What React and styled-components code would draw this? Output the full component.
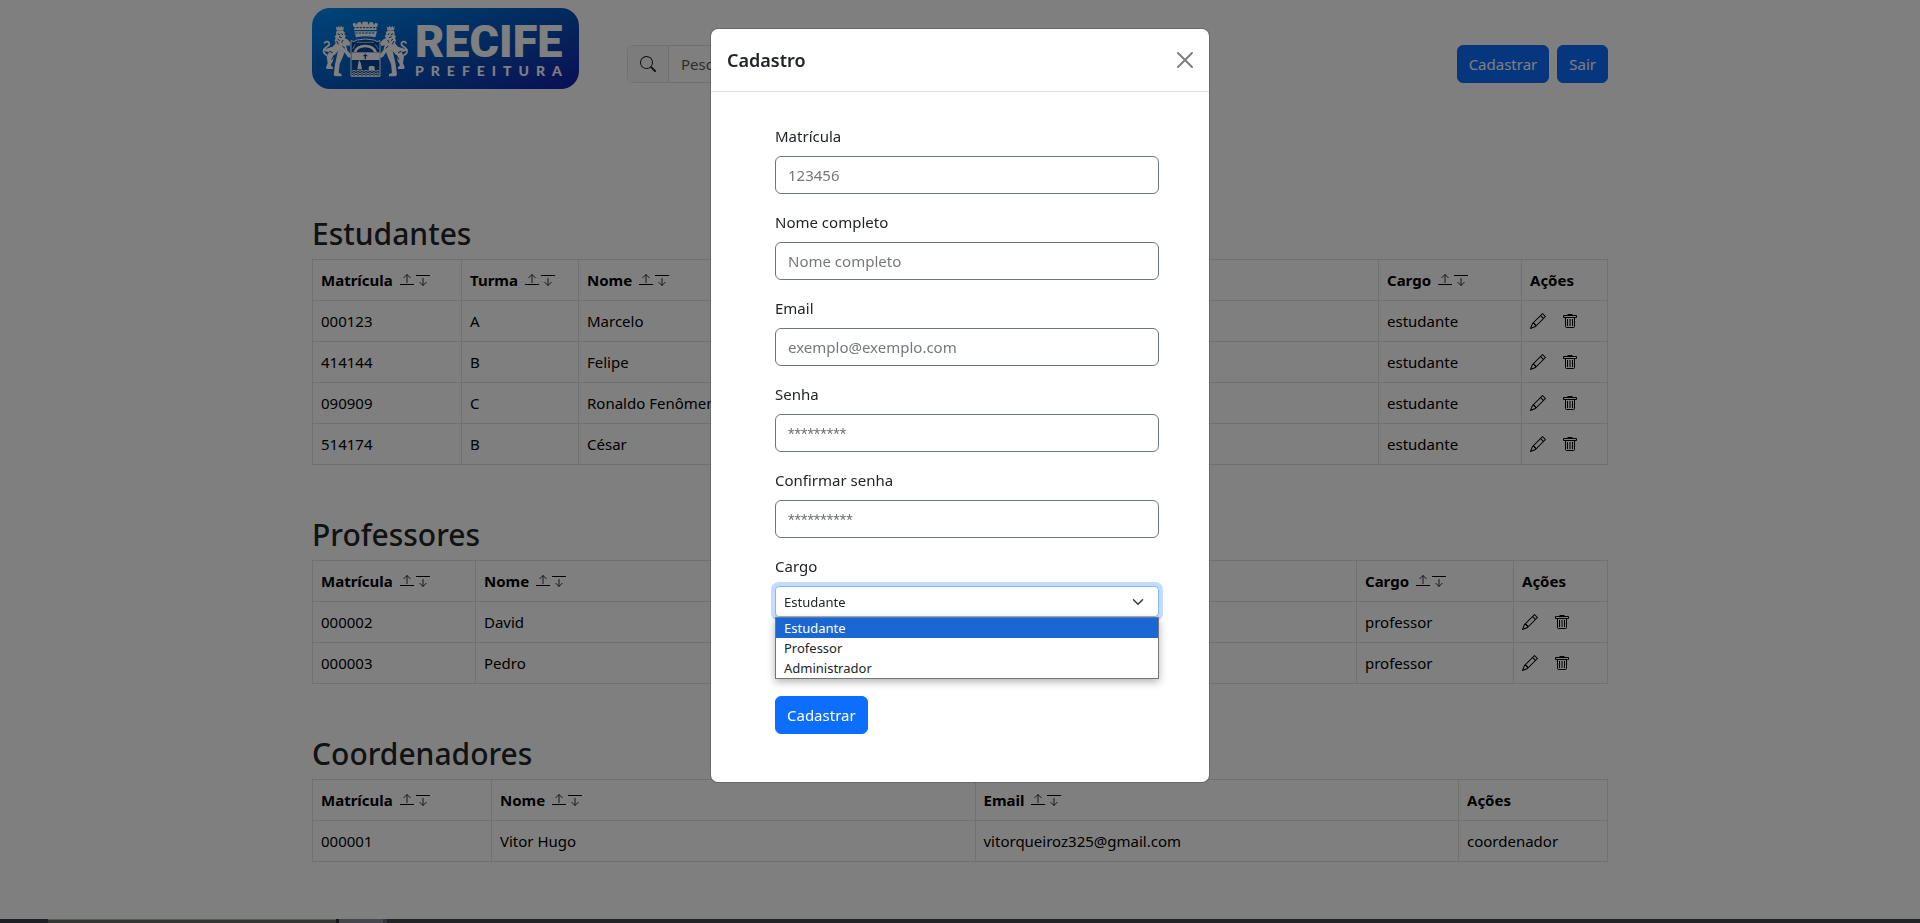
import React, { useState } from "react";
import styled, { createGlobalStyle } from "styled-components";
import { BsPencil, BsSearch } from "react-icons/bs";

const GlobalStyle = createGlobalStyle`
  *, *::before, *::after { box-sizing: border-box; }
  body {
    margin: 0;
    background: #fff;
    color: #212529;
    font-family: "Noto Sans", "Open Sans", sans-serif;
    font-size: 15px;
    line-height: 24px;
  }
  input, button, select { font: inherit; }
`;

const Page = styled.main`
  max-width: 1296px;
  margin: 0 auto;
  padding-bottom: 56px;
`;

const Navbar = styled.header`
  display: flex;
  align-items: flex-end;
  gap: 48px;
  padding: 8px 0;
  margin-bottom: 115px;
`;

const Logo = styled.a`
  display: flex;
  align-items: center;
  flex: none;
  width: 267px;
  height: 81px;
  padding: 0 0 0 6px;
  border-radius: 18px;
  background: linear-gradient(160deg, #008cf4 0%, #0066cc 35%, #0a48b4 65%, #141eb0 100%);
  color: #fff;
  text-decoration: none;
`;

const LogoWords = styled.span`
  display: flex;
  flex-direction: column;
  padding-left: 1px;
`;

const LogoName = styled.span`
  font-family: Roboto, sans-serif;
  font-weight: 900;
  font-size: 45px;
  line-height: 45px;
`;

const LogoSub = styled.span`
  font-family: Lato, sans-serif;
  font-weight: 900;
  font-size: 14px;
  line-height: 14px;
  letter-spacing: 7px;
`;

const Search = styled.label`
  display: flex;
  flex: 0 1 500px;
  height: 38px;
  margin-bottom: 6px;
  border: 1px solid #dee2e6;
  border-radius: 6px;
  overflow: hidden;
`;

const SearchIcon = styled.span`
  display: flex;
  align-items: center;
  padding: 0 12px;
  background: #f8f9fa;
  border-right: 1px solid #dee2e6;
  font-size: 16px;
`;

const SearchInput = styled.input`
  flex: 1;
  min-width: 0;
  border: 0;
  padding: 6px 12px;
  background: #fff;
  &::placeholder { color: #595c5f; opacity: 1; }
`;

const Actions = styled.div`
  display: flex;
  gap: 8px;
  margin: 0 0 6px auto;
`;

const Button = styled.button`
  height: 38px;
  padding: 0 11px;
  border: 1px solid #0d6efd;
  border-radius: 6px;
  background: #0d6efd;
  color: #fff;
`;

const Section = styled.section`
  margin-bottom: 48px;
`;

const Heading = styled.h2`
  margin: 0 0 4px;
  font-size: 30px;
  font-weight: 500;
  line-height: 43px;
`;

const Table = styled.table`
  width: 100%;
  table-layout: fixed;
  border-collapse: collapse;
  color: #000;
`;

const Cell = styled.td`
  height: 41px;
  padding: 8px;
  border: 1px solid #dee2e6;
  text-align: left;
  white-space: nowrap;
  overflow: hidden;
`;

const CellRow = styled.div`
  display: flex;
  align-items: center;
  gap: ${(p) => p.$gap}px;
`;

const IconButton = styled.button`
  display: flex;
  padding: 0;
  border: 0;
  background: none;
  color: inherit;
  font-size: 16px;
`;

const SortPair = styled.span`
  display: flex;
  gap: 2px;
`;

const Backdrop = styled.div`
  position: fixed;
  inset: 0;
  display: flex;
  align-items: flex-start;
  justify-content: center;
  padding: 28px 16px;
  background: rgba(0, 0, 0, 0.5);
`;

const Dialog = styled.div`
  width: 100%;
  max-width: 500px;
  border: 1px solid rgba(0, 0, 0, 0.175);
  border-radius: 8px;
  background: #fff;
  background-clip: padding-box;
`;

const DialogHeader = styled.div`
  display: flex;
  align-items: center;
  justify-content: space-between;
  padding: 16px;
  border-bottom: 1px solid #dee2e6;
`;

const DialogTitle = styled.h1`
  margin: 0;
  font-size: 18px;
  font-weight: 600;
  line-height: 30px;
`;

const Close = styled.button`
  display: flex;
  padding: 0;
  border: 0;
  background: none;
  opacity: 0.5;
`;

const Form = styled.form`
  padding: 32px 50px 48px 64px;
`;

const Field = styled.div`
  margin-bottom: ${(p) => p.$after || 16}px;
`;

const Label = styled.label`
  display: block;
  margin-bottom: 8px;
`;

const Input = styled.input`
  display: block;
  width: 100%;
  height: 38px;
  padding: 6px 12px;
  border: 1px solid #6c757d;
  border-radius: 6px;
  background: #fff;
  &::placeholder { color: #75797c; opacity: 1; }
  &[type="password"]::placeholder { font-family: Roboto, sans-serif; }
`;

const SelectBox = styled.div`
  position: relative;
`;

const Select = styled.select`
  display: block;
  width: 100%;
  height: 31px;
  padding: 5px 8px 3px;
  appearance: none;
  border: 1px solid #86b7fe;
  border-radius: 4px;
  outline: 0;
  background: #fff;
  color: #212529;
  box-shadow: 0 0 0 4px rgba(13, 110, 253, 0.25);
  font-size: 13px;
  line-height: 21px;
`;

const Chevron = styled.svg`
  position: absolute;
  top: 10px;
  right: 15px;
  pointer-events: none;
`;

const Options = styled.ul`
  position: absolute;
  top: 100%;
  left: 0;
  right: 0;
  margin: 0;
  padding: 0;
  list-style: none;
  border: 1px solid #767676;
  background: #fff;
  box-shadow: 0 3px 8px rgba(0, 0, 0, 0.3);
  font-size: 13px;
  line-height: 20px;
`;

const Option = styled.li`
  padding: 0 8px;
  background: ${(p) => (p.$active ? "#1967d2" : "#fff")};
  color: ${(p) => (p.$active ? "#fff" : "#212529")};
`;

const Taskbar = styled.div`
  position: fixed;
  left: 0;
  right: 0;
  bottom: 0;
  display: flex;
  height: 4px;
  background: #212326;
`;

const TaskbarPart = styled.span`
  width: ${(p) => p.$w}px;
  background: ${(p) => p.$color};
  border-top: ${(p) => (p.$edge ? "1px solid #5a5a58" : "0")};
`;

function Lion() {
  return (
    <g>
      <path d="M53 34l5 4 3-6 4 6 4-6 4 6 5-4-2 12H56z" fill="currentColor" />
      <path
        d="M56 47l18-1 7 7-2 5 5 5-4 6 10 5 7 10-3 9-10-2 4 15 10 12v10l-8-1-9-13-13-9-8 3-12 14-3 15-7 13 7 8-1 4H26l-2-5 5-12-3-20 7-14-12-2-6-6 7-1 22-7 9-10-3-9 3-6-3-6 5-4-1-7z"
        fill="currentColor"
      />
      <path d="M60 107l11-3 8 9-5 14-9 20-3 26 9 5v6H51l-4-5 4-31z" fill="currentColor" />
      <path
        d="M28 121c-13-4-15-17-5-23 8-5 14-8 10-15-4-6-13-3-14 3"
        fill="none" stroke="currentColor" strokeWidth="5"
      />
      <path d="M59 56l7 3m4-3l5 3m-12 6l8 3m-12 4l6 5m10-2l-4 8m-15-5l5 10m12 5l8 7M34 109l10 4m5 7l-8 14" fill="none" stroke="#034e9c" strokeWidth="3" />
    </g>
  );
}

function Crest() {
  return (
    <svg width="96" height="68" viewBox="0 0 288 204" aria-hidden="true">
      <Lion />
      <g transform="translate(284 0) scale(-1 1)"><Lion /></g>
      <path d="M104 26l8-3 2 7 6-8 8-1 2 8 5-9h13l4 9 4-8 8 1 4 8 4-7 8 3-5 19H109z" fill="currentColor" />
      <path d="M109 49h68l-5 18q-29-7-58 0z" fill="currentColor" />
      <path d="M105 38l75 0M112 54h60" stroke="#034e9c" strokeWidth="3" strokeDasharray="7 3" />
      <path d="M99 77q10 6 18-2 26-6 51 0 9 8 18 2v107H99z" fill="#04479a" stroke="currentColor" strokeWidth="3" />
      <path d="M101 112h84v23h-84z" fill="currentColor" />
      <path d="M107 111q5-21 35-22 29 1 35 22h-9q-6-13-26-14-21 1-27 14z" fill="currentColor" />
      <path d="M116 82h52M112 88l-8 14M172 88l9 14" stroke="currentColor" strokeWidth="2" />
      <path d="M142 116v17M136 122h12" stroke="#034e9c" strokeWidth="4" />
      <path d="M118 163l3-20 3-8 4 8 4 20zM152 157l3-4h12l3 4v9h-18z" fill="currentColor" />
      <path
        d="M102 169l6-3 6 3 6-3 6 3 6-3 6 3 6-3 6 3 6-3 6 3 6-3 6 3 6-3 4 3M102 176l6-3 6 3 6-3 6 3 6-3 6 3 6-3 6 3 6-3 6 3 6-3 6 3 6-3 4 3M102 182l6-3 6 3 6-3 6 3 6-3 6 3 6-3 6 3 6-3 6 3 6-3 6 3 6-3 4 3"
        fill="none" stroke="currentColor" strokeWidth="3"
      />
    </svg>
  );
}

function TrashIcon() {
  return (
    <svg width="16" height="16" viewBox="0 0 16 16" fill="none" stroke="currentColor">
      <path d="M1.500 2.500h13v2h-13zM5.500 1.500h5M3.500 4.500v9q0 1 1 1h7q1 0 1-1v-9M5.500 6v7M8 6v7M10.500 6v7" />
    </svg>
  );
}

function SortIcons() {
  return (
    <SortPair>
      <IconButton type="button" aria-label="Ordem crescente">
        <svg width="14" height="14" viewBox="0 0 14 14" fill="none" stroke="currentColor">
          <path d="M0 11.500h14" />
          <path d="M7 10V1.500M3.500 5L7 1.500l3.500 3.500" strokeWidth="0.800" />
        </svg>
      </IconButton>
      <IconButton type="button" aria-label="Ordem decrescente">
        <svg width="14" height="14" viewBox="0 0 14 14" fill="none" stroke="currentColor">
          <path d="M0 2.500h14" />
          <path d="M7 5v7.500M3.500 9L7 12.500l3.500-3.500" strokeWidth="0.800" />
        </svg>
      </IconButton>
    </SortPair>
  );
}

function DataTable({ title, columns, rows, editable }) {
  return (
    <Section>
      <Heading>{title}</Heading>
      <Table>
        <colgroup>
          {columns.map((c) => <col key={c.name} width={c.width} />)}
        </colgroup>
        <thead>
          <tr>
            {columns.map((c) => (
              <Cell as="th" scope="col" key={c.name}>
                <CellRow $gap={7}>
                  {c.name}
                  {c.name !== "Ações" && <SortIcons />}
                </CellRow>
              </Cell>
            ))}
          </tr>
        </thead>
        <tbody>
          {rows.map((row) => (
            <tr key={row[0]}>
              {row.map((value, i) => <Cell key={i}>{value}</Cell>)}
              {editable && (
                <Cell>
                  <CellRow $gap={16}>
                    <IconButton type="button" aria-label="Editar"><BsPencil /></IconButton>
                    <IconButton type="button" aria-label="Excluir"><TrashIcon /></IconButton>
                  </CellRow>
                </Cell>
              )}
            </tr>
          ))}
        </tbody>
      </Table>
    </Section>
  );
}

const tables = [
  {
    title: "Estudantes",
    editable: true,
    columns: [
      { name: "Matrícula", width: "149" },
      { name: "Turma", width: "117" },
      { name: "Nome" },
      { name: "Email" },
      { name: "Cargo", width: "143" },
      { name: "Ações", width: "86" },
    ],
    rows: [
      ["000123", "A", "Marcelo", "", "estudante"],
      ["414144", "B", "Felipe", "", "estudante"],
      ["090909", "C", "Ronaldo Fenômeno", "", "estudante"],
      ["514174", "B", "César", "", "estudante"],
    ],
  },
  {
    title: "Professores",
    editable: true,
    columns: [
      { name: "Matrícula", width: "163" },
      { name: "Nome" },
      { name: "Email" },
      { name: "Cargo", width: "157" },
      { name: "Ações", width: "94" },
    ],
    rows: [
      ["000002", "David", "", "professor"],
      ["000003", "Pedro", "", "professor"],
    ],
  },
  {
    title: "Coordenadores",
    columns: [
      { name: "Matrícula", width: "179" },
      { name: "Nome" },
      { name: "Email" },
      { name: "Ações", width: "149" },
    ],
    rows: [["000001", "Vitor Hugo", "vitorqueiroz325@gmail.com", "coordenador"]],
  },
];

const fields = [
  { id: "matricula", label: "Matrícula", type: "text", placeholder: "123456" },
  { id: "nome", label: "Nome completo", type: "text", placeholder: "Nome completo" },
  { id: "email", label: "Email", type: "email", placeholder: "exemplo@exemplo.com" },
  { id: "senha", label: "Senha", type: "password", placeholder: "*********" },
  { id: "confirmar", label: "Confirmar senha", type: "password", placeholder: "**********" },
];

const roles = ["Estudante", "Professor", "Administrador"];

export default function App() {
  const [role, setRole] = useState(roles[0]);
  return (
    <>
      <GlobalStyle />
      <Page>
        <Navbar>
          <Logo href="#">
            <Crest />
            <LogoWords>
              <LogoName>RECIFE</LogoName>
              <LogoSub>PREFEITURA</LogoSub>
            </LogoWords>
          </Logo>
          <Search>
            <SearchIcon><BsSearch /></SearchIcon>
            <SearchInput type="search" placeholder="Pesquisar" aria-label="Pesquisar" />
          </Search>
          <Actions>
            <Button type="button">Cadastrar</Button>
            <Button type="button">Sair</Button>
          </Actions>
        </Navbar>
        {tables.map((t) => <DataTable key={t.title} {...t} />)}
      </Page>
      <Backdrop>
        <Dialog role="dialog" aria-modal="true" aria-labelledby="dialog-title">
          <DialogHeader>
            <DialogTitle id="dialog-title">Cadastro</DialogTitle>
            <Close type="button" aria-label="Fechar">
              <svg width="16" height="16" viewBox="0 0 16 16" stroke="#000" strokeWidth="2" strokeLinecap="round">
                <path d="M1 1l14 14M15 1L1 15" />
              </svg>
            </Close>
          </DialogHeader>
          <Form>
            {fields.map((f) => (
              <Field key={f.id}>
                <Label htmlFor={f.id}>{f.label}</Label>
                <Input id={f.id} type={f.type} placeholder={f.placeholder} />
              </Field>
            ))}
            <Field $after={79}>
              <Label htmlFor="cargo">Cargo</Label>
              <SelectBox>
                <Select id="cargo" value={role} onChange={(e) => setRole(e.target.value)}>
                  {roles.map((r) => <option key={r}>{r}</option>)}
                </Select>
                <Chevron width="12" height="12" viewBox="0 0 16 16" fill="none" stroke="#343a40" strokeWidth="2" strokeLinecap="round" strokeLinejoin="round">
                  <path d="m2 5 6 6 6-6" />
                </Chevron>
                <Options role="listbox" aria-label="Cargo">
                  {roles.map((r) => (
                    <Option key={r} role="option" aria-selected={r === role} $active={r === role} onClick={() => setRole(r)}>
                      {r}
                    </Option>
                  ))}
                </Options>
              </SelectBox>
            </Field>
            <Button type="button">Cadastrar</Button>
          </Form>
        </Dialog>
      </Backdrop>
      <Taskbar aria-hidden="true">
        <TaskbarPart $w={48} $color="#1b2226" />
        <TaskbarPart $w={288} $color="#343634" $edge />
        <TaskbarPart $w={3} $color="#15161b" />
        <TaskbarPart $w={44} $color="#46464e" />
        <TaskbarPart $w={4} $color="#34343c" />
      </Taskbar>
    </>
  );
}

○ ○ ○ ○ ○

### What this task involves
Go through the data above and find the lines with the word "components". Copy each of those lines.

### Exercise answer
What React and styled-components code would draw this? Output the full component.
import styled, { createGlobalStyle } from "styled-components";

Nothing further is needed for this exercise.